7時前のアラームで目覚めて、寝転がりながら財布の中を漁るところから1日は始まった。

寝ぼけたままの頭で病院の診察券を取り出し、「7:00」を見るやいなや電話の発信を押す。自動音声にしたがってボタンを押す。
せっかく待ち構えたのに取れた番号は14番。争いである。

行きの道は散々だった。突然の大雨に当たられた。
病院まであと半分もないというところで雨粒が落ち始め、傘を取り出さなくても行けるか、と早歩きになったが、間も無く大粒の雨が次々と降ってくる。
観念して折り畳み傘を取り出す。

アスファルトが白く光り、遠くに見える橋は霞んで見える。先ほどまで感じなかったはずの風も吹き付けてくる。私のテンションに反比例してノリノリで当たってくる。

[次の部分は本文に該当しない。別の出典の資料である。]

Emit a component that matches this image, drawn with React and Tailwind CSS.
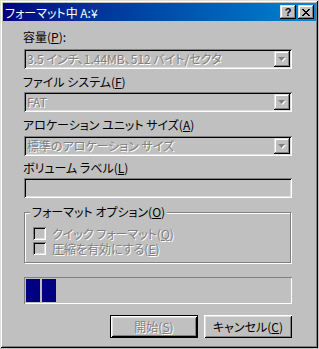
import React from 'react'

const jp = "font-['Noto_Sans_CJK_JP',sans-serif] [font-feature-settings:'palt']"
const sunken = 'shadow-[inset_1px_1px_#808080,inset_-1px_-1px_#fff,inset_2px_2px_#000,inset_-2px_-2px_#dfdfdf]'
const raised = 'shadow-[inset_-1px_-1px_#000,inset_1px_1px_#dfdfdf,inset_-2px_-2px_#808080,inset_2px_2px_#fff]'
const grayText = 'text-[#808080] [text-shadow:1px_1px_0_#fff]'

const Key = ({ children }) => <span className="underline underline-offset-1">{children}</span>

const Label = ({ children, className = '' }) => (
  <div className={`h-[14px] whitespace-nowrap text-[12px] leading-[14px] text-black ${className}`}>{children}</div>
)

const Arrow = () => (
  <svg width="8" height="5" viewBox="0 0 8 5">
    <path d="M1 1h7L4.5 5z" fill="#fff" />
    <path d="M0 0h7L3.5 4z" fill="#808080" />
  </svg>
)

const Combo = ({ value, className = '' }) => (
  <div className={`ml-[1px] flex h-[20px] w-[268px] items-center bg-[#c0c0c0] ${sunken} ${className}`}>
    <span className={`flex-1 whitespace-nowrap pl-[3px] text-[12px] leading-[14px] ${grayText}`}>{value}</span>
    <div className={`mr-[2px] flex h-[16px] w-[16px] shrink-0 items-center justify-center ${raised}`}>
      <Arrow />
    </div>
  </div>
)

const Check = ({ children }) => (
  <div className="flex h-[13px] items-center gap-[6px]">
    <div className={`h-[13px] w-[13px] shrink-0 bg-[#c0c0c0] ${sunken}`} />
    <span className={`whitespace-nowrap text-[12px] leading-[13px] ${grayText}`}>{children}</span>
  </div>
)

export default function App() {
  return (
    <div className={`h-[349px] w-[319px] bg-[#c0c0c0] ${jp}`}>
      <div className="flex h-[348px] w-[318px] flex-col pl-[3px] pr-[2px] pt-[3px] shadow-[inset_1px_1px_#dfdfdf,inset_-1px_-1px_#000,inset_2px_2px_#fff,inset_-2px_-2px_#808080]">
        {/* title bar */}
        <div className="flex h-[18px] items-center bg-gradient-to-r from-[#000080] to-[#1084d0] pl-[2px] pr-[2px]">
          <span className="flex-1 pt-[1px] text-[12px] leading-[14px] text-white">フォーマット中 A:¥</span>
          <div className={`flex h-[14px] w-[16px] items-center justify-center bg-[#c0c0c0] ${raised}`}>
            <span className="font-['Liberation_Sans',sans-serif] text-[11px] font-bold leading-[11px] text-black">?</span>
          </div>
          <div className={`ml-[2px] flex h-[14px] w-[16px] items-center justify-center bg-[#c0c0c0] ${raised}`}>
            <svg width="8" height="7" viewBox="0 0 8 7" shapeRendering="crispEdges">
              <path d="M0 0h2v1h-2zM6 0h2v1h-2zM1 1h2v1h-2zM5 1h2v1h-2zM2 2h4v1h-4zM3 3h2v1h-2zM2 4h4v1h-4zM1 5h2v1h-2zM5 5h2v1h-2zM0 6h2v1h-2zM6 6h2v1h-2z" fill="#000" />
            </svg>
          </div>
        </div>

        {/* body */}
        <div className="flex flex-col pl-[20px]">
          <Label className="mt-[9px]">容量(<Key>P</Key>):</Label>
          <Combo className="mt-[5px]" value="3.5 インチ、1.44MB、512 バイト/セクタ" />

          <Label className="mt-[6px]">ファイル システム(<Key>F</Key>)</Label>
          <Combo className="mt-[3px]" value="FAT" />

          <Label className="mt-[6px]">アロケーション ユニット サイズ(<Key>A</Key>)</Label>
          <Combo className="mt-[4px]" value="標準のアロケーション サイズ" />

          <Label className="mt-[5px]">ボリューム ラベル(<Key>L</Key>)</Label>
          <div className={`ml-[1px] mt-[3px] h-[20px] w-[268px] bg-[#c0c0c0] ${sunken}`} />

          <div className="relative ml-[1px] mt-[14px] flex h-[51px] w-[267px] flex-col gap-[2px] border border-[#808080] pl-[8px] pt-[14px] shadow-[1px_1px_0_#fff,inset_1px_1px_0_#fff]">
            <span className="absolute left-[5px] top-[-8px] whitespace-nowrap bg-[#c0c0c0] px-[2px] text-[12px] leading-[14px] text-black">
              フォーマット オプション(<Key>O</Key>)
            </span>
            <Check>クイック フォーマット(<Key>Q</Key>)</Check>
            <Check>圧縮を有効にする(<Key>E</Key>)</Check>
          </div>

          <div className="ml-[1px] mt-[14px] flex h-[27px] w-[268px] gap-[2px] p-[2px] shadow-[inset_1px_1px_#808080,inset_-1px_-1px_#fff]">
            <div className="h-full w-[14px] bg-[#000080]" />
            <div className="h-full w-[14px] bg-[#000080]" />
          </div>

          <div className="ml-[87px] mt-[11px] flex gap-[6px]">
            <div className="flex h-[23px] w-[88px] items-center justify-center border border-black shadow-[inset_1px_1px_#fff,inset_-1px_-1px_#000,inset_2px_2px_#dfdfdf,inset_-2px_-2px_#808080]">
              <span className={`text-[12px] leading-[14px] ${grayText}`}>開始(<Key>S</Key>)</span>
            </div>
            <div className="flex h-[23px] w-[88px] items-center justify-center shadow-[inset_1px_1px_#fff,inset_-1px_-1px_#000,inset_2px_2px_#dfdfdf,inset_-2px_-2px_#808080]">
              <span className="text-[12px] leading-[14px] text-black">キャンセル(<Key>C</Key>)</span>
            </div>
          </div>
        </div>
      </div>
    </div>
  )
}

あっという間にスニーカーも服の裾もぐっしょりと濡れた。帰ったらスニーカーを洗うと決めた。

そんなこんなで傘をさしたのにずぶ濡れになって病院にたどり着く。懸命の努力でとった「14」が画面に表れるのを隅の席でじっと待っていた。風邪引きたくないなと思いながら。



診察が終わって外に出れば雨も風も止んでいた。行きは随分運が悪かったみたいだ。
歩道の水たまりを避けながら次の用事を済ませ、少し早く流れる濁った川沿いを歩いて帰ることにした。

湿度が高いので一度濡れた服や靴は一向に乾く気配がない。


いつもは見える川の飛び石も、少し不自然な波を作っているだけで、目では確認できなかった。
それを見てじっとり重たい空気を吸いながら、坂を上る。

上った先の車道と歩道の合流地点にあるポール(ボラードというらしい、まあそれは今はどうでもいい)に何気なく目をやると、そこには小さなカタツムリが。

さすが雨上がりと言わんばかりの出会いである。

実は動物や虫はあまり得意な方ではないが、カタツムリは見ている分には何も襲ってこないので見ていられる。

(ここで、「セミの抜け殻は襲ってこないどころか生きていないのに触れない」という私の中での大矛盾が勃発するのはお決まりのルート)

それで、カタツムリの写真をパシャパシャと撮った。

のろのろ動くのは、言ってしまえば、愛らしい。命取りなのだろうけれど、必死なのだろうけれど。
柔らかそうな部分ばかり見ているとちょっと嫌になるので、渦巻きに焦点を合わせていた。

それならやめればいいのにと自分でも思ってはいるが、朝雨に降られたのも許せるくらいに、今日のカタツムリとの出会いは嬉しいものだった。

どうしてそんなにカタツムリに愛着や思い入れがあるのかといえば、昔の私が自身をカタツムリに形容して物を書いていたからなのだけれど。

それで、さらに言えば、昨晩その物語に思いを馳せていたからなのだけれど。

決してそれは美談の余韻などではない。

まあその話はまたいつかするかもしれないし、しないかもしれない。



1年に1シーズン、カタツムリに出会う季節はやってきているはずなのに、ここ数年お目にかかれていなかったような気がする。今日目に留められたときには一種の感動を覚えた。

昨晩思っていたことがその次の日に目の前に現れるというのは不思議だ。



これからもカタツムリに会うたびに、いや会うたびでなくても各年ごとに、こんなふうに感動し、やがて自分の内省につながっていくのだろうか。
それとも忘れてしまって嫌悪で終わってしまうのだろうか。
あるいは、そんな自然に目を向ける余裕もないほどの生活に飲み込まれてしまうのだろうか。

将来のことは誰にも分からないけれど、とりあえず今日という日のことはこうして残しておくとして。

過去の延長で生きているし、過去は覚えているだけで戻れやしないし、ただ確証のない未来にこうして思いを馳せながら、数秒先へ一歩ずつ歩んでいく、ただそれだけなんだな、と小さな生命は思いながら、びしょ濡れて汚れたスニーカーはちゃんと乾いてきれいになったか、と階段を駆け上がる。